### What is needed
Quote every line as written. Omit pictures.

--- BEGIN ---

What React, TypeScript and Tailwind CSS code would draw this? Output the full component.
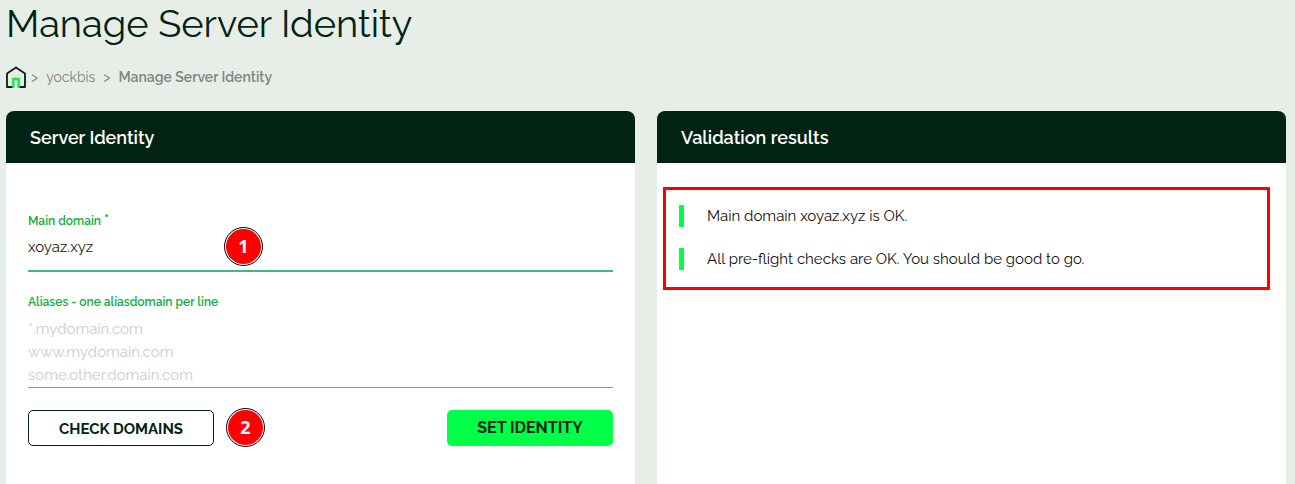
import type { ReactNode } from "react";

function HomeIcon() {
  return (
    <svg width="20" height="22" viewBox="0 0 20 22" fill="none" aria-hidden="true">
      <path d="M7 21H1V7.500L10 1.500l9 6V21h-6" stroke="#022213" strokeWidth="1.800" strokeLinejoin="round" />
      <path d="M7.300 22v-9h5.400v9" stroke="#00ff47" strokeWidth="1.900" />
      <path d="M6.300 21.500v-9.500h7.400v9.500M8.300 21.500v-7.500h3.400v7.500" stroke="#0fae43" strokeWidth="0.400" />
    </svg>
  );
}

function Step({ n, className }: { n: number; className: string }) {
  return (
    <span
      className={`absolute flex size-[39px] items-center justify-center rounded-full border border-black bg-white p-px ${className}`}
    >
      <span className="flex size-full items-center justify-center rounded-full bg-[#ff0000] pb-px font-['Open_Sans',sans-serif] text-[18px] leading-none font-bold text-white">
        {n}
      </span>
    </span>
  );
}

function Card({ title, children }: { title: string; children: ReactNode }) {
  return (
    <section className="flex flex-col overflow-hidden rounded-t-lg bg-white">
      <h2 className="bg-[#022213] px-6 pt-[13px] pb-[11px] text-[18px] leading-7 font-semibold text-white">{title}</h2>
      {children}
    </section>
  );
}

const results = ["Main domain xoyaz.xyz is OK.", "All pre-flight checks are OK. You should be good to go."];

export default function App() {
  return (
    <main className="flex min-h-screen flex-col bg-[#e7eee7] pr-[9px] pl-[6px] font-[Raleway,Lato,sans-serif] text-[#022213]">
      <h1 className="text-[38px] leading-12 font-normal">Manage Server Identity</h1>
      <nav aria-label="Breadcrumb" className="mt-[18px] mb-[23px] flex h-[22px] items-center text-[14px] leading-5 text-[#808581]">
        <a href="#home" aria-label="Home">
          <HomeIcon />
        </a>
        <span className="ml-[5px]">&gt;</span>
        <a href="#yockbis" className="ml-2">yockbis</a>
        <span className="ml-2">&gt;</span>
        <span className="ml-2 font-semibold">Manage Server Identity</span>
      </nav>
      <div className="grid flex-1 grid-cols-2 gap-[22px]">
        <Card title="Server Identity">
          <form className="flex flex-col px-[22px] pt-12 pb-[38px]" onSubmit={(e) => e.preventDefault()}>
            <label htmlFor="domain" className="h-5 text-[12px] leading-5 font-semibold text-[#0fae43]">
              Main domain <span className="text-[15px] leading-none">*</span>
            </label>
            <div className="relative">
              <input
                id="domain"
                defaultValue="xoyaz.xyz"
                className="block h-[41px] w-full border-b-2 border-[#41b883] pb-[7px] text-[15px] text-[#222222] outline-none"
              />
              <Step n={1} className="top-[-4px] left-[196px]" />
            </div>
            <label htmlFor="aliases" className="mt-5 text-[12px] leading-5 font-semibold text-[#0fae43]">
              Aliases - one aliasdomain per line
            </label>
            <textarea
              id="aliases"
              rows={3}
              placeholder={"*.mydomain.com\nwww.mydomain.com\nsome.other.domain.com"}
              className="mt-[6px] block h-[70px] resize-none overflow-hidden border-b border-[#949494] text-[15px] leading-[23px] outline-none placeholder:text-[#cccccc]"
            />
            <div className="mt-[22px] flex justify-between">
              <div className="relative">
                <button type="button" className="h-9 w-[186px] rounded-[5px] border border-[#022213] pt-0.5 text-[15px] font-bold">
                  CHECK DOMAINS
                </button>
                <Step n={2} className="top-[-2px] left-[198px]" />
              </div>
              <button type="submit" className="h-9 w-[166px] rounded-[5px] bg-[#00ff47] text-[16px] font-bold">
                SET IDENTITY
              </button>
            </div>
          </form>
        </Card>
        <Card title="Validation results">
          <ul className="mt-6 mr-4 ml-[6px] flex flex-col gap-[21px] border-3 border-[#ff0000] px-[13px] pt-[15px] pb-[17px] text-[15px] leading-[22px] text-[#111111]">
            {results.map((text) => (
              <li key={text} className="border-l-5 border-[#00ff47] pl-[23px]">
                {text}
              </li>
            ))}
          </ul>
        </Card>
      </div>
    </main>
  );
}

--- END ---

### Written answer
What React, TypeScript and Tailwind CSS code would draw this? Output the full component.
import type { ReactNode } from "react";

function HomeIcon() {
  return (
    <svg width="20" height="22" viewBox="0 0 20 22" fill="none" aria-hidden="true">
      <path d="M7 21H1V7.500L10 1.500l9 6V21h-6" stroke="#022213" strokeWidth="1.800" strokeLinejoin="round" />
      <path d="M7.300 22v-9h5.400v9" stroke="#00ff47" strokeWidth="1.900" />
      <path d="M6.300 21.500v-9.500h7.400v9.500M8.300 21.500v-7.500h3.400v7.500" stroke="#0fae43" strokeWidth="0.400" />
    </svg>
  );
}

function Step({ n, className }: { n: number; className: string }) {
  return (
    <span
      className={`absolute flex size-[39px] items-center justify-center rounded-full border border-black bg-white p-px ${className}`}
    >
      <span className="flex size-full items-center justify-center rounded-full bg-[#ff0000] pb-px font-['Open_Sans',sans-serif] text-[18px] leading-none font-bold text-white">
        {n}
      </span>
    </span>
  );
}

function Card({ title, children }: { title: string; children: ReactNode }) {
  return (
    <section className="flex flex-col overflow-hidden rounded-t-lg bg-white">
      <h2 className="bg-[#022213] px-6 pt-[13px] pb-[11px] text-[18px] leading-7 font-semibold text-white">{title}</h2>
      {children}
    </section>
  );
}

const results = ["Main domain xoyaz.xyz is OK.", "All pre-flight checks are OK. You should be good to go."];

export default function App() {
  return (
    <main className="flex min-h-screen flex-col bg-[#e7eee7] pr-[9px] pl-[6px] font-[Raleway,Lato,sans-serif] text-[#022213]">
      <h1 className="text-[38px] leading-12 font-normal">Manage Server Identity</h1>
      <nav aria-label="Breadcrumb" className="mt-[18px] mb-[23px] flex h-[22px] items-center text-[14px] leading-5 text-[#808581]">
        <a href="#home" aria-label="Home">
          <HomeIcon />
        </a>
        <span className="ml-[5px]">&gt;</span>
        <a href="#yockbis" className="ml-2">yockbis</a>
        <span className="ml-2">&gt;</span>
        <span className="ml-2 font-semibold">Manage Server Identity</span>
      </nav>
      <div className="grid flex-1 grid-cols-2 gap-[22px]">
        <Card title="Server Identity">
          <form className="flex flex-col px-[22px] pt-12 pb-[38px]" onSubmit={(e) => e.preventDefault()}>
            <label htmlFor="domain" className="h-5 text-[12px] leading-5 font-semibold text-[#0fae43]">
              Main domain <span className="text-[15px] leading-none">*</span>
            </label>
            <div className="relative">
              <input
                id="domain"
                defaultValue="xoyaz.xyz"
                className="block h-[41px] w-full border-b-2 border-[#41b883] pb-[7px] text-[15px] text-[#222222] outline-none"
              />
              <Step n={1} className="top-[-4px] left-[196px]" />
            </div>
            <label htmlFor="aliases" className="mt-5 text-[12px] leading-5 font-semibold text-[#0fae43]">
              Aliases - one aliasdomain per line
            </label>
            <textarea
              id="aliases"
              rows={3}
              placeholder={"*.mydomain.com\nwww.mydomain.com\nsome.other.domain.com"}
              className="mt-[6px] block h-[70px] resize-none overflow-hidden border-b border-[#949494] text-[15px] leading-[23px] outline-none placeholder:text-[#cccccc]"
            />
            <div className="mt-[22px] flex justify-between">
              <div className="relative">
                <button type="button" className="h-9 w-[186px] rounded-[5px] border border-[#022213] pt-0.5 text-[15px] font-bold">
                  CHECK DOMAINS
                </button>
                <Step n={2} className="top-[-2px] left-[198px]" />
              </div>
              <button type="submit" className="h-9 w-[166px] rounded-[5px] bg-[#00ff47] text-[16px] font-bold">
                SET IDENTITY
              </button>
            </div>
          </form>
        </Card>
        <Card title="Validation results">
          <ul className="mt-6 mr-4 ml-[6px] flex flex-col gap-[21px] border-3 border-[#ff0000] px-[13px] pt-[15px] pb-[17px] text-[15px] leading-[22px] text-[#111111]">
            {results.map((text) => (
              <li key={text} className="border-l-5 border-[#00ff47] pl-[23px]">
                {text}
              </li>
            ))}
          </ul>
        </Card>
      </div>
    </main>
  );
}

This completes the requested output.